Friday, March 20, 2015
The Uninterested, Uninvolved God of Moralistic Therapeutic Deism
Moralistic Therapeutic Deism (MTD) is, argues U of Notre Dame's Christian Smith, the de facto, default religion of American teenagers today. MTD's core beliefs are:
1. A God exists who created and orders the world and watches over human life on earth.
2. God wants people to be good, nice, and fair to each other, as taught in the Bible and by most world religions.
3. The central goal of life is to be happy and to feel good about oneself.
4. God does not need to be particularly involved in one’s life except when he is needed to resolve a problem.

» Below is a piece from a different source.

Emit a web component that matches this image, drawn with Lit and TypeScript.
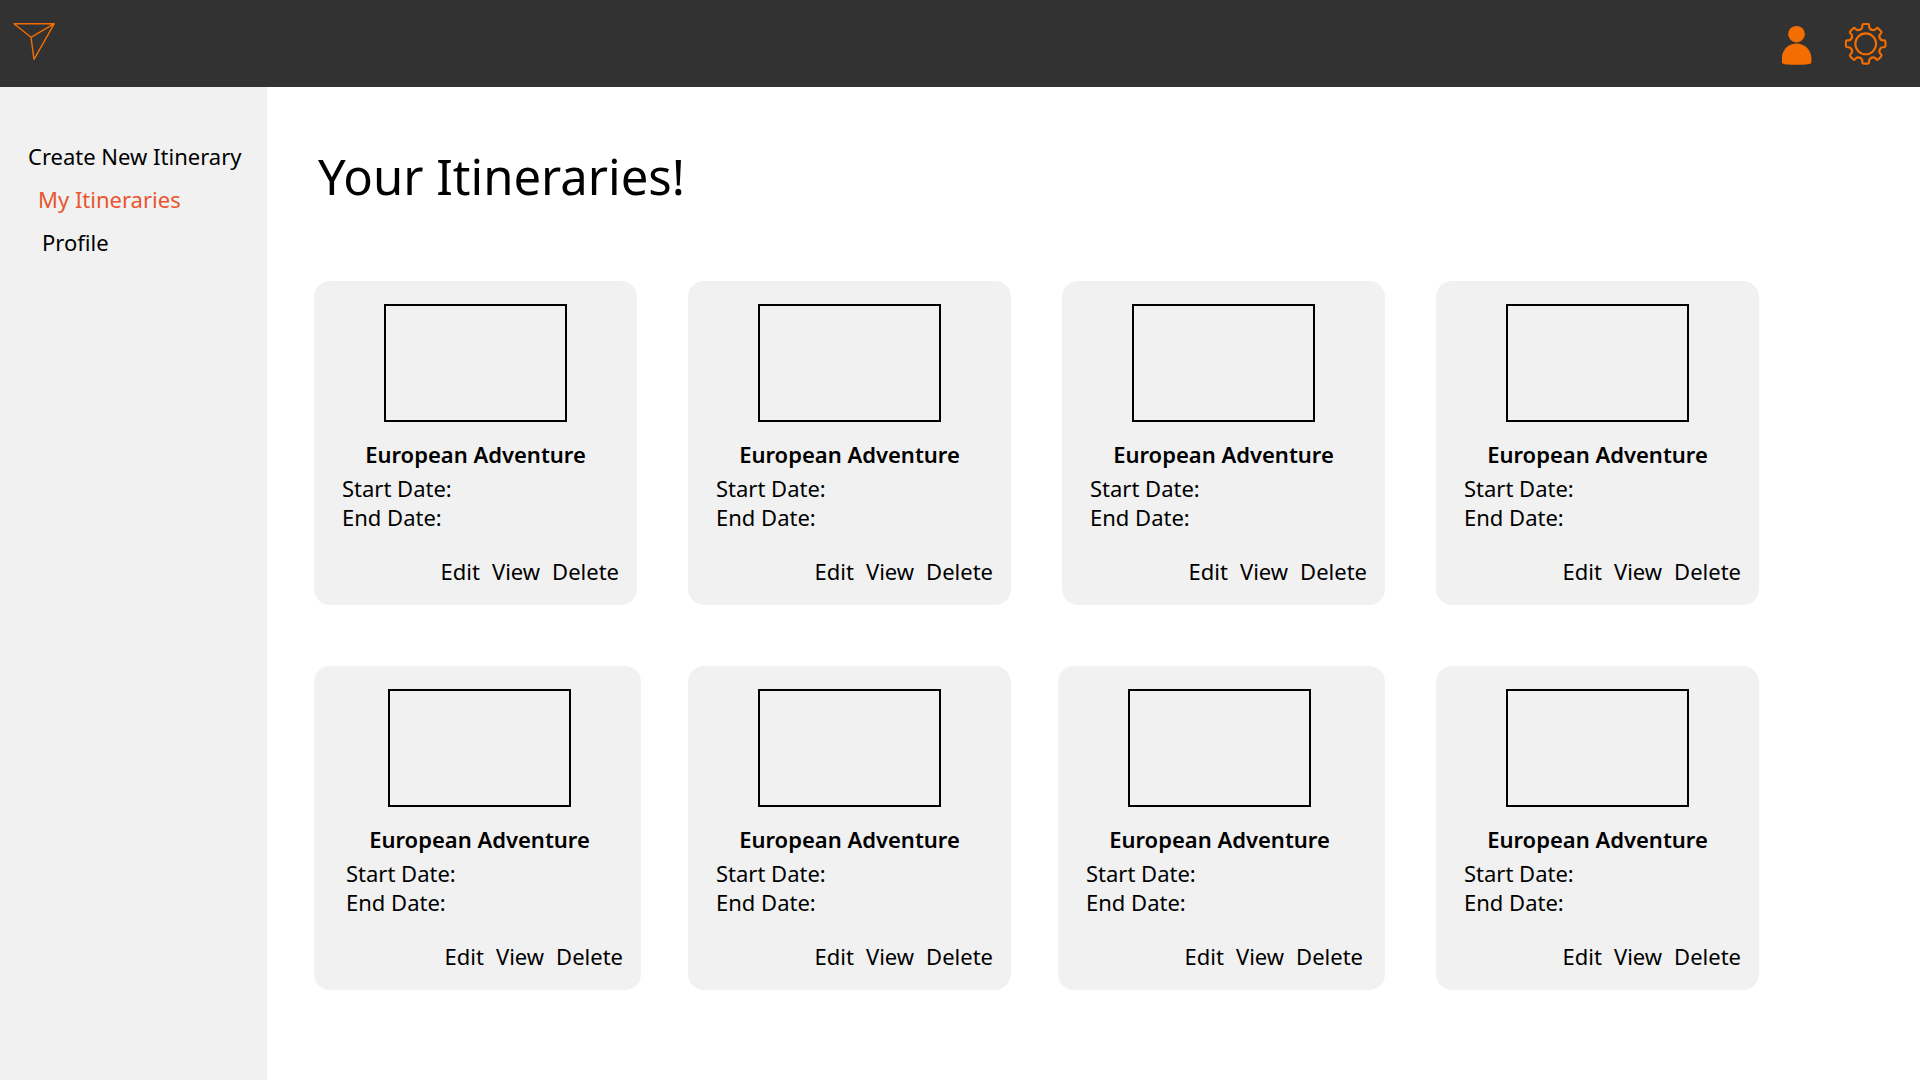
import { LitElement, html, svg, css } from "lit";
import { customElement, property } from "lit/decorators.js";

interface Itinerary {
  title: string;
  bleed: "" | "start" | "end";
}

const title = "European Adventure";
const itineraries: Itinerary[] = [
  { title, bleed: "" },
  { title, bleed: "" },
  { title, bleed: "" },
  { title, bleed: "" },
  { title, bleed: "end" },
  { title, bleed: "" },
  { title, bleed: "start" },
  { title, bleed: "" },
];

/* One gear tooth, valley to valley; eight turns of it close the outline. */
const gearTooth =
  "M-5.8 -14Q-3.4 -15 -3.4 -17.2V-18.4Q-3.4 -19.8 -2 -19.8H2Q3.4 -19.8 3.4 -18.4V-17.2Q3.4 -15 5.8 -14";
const gearAngles = [0, 45, 90, 135, 180, 225, 270, 315];

@customElement("itinerary-card")
export class ItineraryCard extends LitElement {
  @property() name = "";

  static styles = css`
    :host {
      display: flex;
      flex-direction: column;
      box-sizing: border-box;
      padding: 23px 18px 19px 28px;
      border-radius: 16px;
      background: #f1f1f1;
    }
    .frame {
      align-self: center;
      box-sizing: border-box;
      width: 183px;
      height: 118px;
      margin-right: 10px;
      border: 2px solid #000;
    }
    .name {
      margin: 18px 10px 5px 0;
      font-size: 22px;
      line-height: 29px;
      font-weight: 600;
      text-align: center;
    }
    .date {
      margin: 0;
    }
    .actions {
      display: flex;
      justify-content: flex-end;
      gap: 12px;
      margin-top: 25px;
    }
    button {
      padding: 0;
      border: 0;
      background: none;
      color: inherit;
      font: inherit;
      cursor: pointer;
    }
  `;

  render() {
    return html`
      <div class="frame"></div>
      <h2 class="name">${this.name}</h2>
      <p class="date">Start Date:</p>
      <p class="date">End Date:</p>
      <div class="actions">
        <button type="button">Edit</button>
        <button type="button">View</button>
        <button type="button">Delete</button>
      </div>
    `;
  }
}

@customElement("app-root")
export class AppRoot extends LitElement {
  static styles = css`
    :host {
      display: grid;
      grid-template-columns: 267px minmax(0, 1fr);
      grid-template-rows: 87px 1fr;
      min-height: 100vh;
      background: #fff;
      color: #000;
      font-family: "Noto Sans", "Open Sans", sans-serif;
      font-size: 22px;
      line-height: 29px;
    }
    .header {
      grid-column: 1 / -1;
      display: flex;
      align-items: center;
      justify-content: space-between;
      padding: 0 30px 0 12px;
      background: #323232;
    }
    .header a,
    .header button {
      display: block;
      padding: 0;
      border: 0;
      background: none;
      cursor: pointer;
    }
    .header svg {
      display: block;
    }
    .logo {
      align-self: flex-start;
      margin-top: 20px;
    }
    .tools {
      display: flex;
      align-items: center;
      gap: 30px;
    }
    .sidebar {
      display: flex;
      flex-direction: column;
      gap: 14px;
      padding: 55px 0 0 28px;
      background: #f1f1f1;
    }
    .sidebar a {
      color: #000;
      text-decoration: none;
      white-space: nowrap;
    }
    .sidebar .sub {
      margin-left: 10px;
    }
    .sidebar .deep {
      margin-left: 14px;
    }
    .sidebar .current {
      color: #e8552f;
    }
    .main {
      padding: 57px 161px 57px 47px;
    }
    .heading {
      margin: 0 0 73px 4px;
      font-size: 49px;
      line-height: 64px;
      font-weight: 400;
    }
    .cards {
      display: grid;
      grid-template-columns: repeat(4, minmax(0, 1fr));
      gap: 61px 51px;
    }
    .bleed-end {
      margin-right: -4px;
      padding-left: 32px;
    }
    .bleed-start {
      margin-left: -4px;
      padding-right: 22px;
    }
  `;

  render() {
    return html`
      <header class="header">
        <a class="logo" href="#" aria-label="Home">
          <svg width="44" height="42" viewBox="0 0 44 42" fill="none" stroke="#f46d00" stroke-width="1.4" stroke-linejoin="round">
            <path d="M2 3.7H42.3L22 39.3L19 17.3ZM19 17.3L42.3 3.7" />
          </svg>
        </a>
        <div class="tools">
          <button type="button" aria-label="Profile">
            <svg width="30" height="42" viewBox="0 0 30 42" fill="#f46d00">
              <circle cx="14.5" cy="11.2" r="8.3" />
              <path d="M-0.2 35.5C-0.2 27 6.4 20.6 14.5 20.6S29.4 27 29.4 35.5V39.4C29.4 41.2 24 41.8 14.5 41.8S-0.2 41.2 -0.2 39.4Z" />
            </svg>
          </button>
          <button type="button" aria-label="Settings">
            <svg width="48" height="42" viewBox="-23.7 -20.8 48 42" fill="none" stroke="#f46d00" stroke-width="2.1" stroke-linecap="round" stroke-linejoin="round">
              <circle r="10.4" />
              ${gearAngles.map(
                (angle) => svg`<path d=${gearTooth} transform="rotate(${angle})" />`
              )}
            </svg>
          </button>
        </div>
      </header>
      <nav class="sidebar" aria-label="Main">
        <a href="#create">Create New Itinerary</a>
        <a class="sub current" href="#itineraries" aria-current="page">My Itineraries</a>
        <a class="deep" href="#profile">Profile</a>
      </nav>
      <main class="main">
        <h1 class="heading">Your Itineraries!</h1>
        <section class="cards">
          ${itineraries.map(
            (item) => html`<itinerary-card
              class=${item.bleed ? `bleed-${item.bleed}` : ""}
              .name=${item.title}
            ></itinerary-card>`
          )}
        </section>
      </main>
    `;
  }
}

5. Good people go to heaven when they die.
"Moralistic Therapeutic Deism is also about providing therapeutic benefits to its adherents. This is not a religion of repentance from sin, of keeping the Sabbath, of living as a servant of a sovereign divine, of steadfastly saying one’s prayers, of faithfully observing high holy days, of building character through
suffering, of basking in God’s love and grace, of spending oneself in gratitude and love for the cause of social justice, etc. Rather, what appears to be the actual dominant religion among U.S. teenagers is centrally about feeling good, happy, secure, at peace. It is about attaining subjective well-being, being able to resolve problems, and getting along amiably with other people."
The God of MTD is "one who exists, created the world, and defines our general moral order, but not one who is particularly personally involved in our affairs—especially affairs in which we would prefer not to have God involved. Most of the time, the God of this faith keeps a safe distance."
I meet MTD-ers all the time in my MCCC philosophy classes. Some even think they are Christians, or that the worldview of MTD is the worldview of Jesus. The reason for this is that, while MTD is not an official, organized religion, MTD is "colonizing" other religions. Think now of the alien in the astronaut's body who is waiting to bust out of his chest.
Read Smith's entire article for the details. See also Smith's book Soul Searching: The Religious and Spiritual Lives of American Teenagers.
One more quote from Smith:
"When teenagers talked in their interviews about “grace,” they were usually talking about the television show Will and Grace, not about God’s grace. When teenagers discussed “honor,” they were almost always talking about taking honors courses or making the honor role at school, very rarely about honoring God with their lives. When teens mentioned being “justified,” they almost always meant having a reason for doing something behaviorally questionable, not having their relationship with God made right."
For Smith's research project see National Study of Youth and Religion.